• **Collected data**:
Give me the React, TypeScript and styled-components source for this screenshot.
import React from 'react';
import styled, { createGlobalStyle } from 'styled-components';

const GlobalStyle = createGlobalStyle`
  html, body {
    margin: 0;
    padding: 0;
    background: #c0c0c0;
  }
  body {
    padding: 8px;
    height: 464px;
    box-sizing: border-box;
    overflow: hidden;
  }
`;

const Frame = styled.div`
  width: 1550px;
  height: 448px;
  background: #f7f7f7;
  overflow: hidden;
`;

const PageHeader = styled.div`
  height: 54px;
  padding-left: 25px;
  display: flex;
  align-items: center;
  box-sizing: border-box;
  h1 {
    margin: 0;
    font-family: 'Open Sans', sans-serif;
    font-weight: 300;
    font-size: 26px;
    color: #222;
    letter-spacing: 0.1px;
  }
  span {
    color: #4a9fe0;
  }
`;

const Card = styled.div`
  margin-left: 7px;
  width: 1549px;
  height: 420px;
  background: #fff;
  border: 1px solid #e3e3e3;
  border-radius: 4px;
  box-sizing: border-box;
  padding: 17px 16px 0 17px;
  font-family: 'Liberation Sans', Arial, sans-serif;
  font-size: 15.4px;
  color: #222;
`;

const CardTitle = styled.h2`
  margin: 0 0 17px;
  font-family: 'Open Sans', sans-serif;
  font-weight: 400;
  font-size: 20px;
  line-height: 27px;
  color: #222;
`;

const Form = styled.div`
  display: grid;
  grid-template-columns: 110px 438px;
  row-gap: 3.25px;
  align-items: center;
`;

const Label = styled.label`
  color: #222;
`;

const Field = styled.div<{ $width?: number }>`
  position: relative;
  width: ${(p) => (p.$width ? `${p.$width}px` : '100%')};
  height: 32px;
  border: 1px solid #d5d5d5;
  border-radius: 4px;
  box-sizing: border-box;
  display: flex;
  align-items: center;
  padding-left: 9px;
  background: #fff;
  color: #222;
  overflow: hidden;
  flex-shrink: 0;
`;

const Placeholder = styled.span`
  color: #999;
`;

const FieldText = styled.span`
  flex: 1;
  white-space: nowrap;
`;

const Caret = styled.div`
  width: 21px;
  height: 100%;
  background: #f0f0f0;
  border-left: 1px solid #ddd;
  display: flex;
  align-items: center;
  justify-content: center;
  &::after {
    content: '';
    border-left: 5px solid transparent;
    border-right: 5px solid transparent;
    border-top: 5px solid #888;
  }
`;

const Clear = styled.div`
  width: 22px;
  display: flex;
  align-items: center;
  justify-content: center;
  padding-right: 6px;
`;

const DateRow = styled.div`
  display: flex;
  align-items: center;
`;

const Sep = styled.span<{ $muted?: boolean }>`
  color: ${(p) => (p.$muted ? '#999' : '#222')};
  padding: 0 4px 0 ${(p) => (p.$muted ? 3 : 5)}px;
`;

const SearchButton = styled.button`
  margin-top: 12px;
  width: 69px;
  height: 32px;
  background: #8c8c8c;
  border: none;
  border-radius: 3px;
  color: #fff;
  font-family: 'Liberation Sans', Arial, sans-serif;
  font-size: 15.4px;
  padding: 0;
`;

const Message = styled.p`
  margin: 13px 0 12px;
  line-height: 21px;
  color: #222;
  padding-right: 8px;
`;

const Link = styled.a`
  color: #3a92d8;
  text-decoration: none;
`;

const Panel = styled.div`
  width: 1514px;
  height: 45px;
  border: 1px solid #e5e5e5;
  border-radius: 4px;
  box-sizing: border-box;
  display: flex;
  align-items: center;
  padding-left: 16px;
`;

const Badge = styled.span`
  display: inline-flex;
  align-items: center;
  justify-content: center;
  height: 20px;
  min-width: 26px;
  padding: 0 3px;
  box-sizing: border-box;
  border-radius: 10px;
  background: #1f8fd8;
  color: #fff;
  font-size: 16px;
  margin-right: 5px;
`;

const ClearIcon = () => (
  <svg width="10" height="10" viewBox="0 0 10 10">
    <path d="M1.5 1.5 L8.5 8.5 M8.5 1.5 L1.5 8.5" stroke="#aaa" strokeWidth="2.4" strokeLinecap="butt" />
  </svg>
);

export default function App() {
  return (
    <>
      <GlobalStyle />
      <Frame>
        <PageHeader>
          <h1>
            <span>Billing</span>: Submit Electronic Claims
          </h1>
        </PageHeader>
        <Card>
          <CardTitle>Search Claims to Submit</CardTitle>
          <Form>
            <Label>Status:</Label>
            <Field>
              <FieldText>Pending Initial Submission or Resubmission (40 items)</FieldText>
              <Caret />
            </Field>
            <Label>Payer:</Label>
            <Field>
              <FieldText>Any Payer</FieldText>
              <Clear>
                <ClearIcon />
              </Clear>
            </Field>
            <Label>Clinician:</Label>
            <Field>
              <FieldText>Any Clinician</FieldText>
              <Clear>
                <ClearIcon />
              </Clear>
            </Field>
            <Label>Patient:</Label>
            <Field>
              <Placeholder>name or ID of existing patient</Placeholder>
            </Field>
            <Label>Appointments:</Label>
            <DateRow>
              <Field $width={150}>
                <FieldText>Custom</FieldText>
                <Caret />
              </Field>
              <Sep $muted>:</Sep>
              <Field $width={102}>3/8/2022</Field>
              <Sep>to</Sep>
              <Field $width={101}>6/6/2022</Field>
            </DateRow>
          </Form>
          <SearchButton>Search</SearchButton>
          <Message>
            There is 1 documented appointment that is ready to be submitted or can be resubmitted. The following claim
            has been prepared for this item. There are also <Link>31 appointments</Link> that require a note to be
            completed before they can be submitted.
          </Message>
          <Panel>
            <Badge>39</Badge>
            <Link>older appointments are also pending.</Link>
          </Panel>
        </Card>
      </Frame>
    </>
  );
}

• **Given task**: Extract all lines from the data in which "components" is found.

• **Task output**:
Give me the React, TypeScript and styled-components source for this screenshot.
import styled, { createGlobalStyle } from 'styled-components';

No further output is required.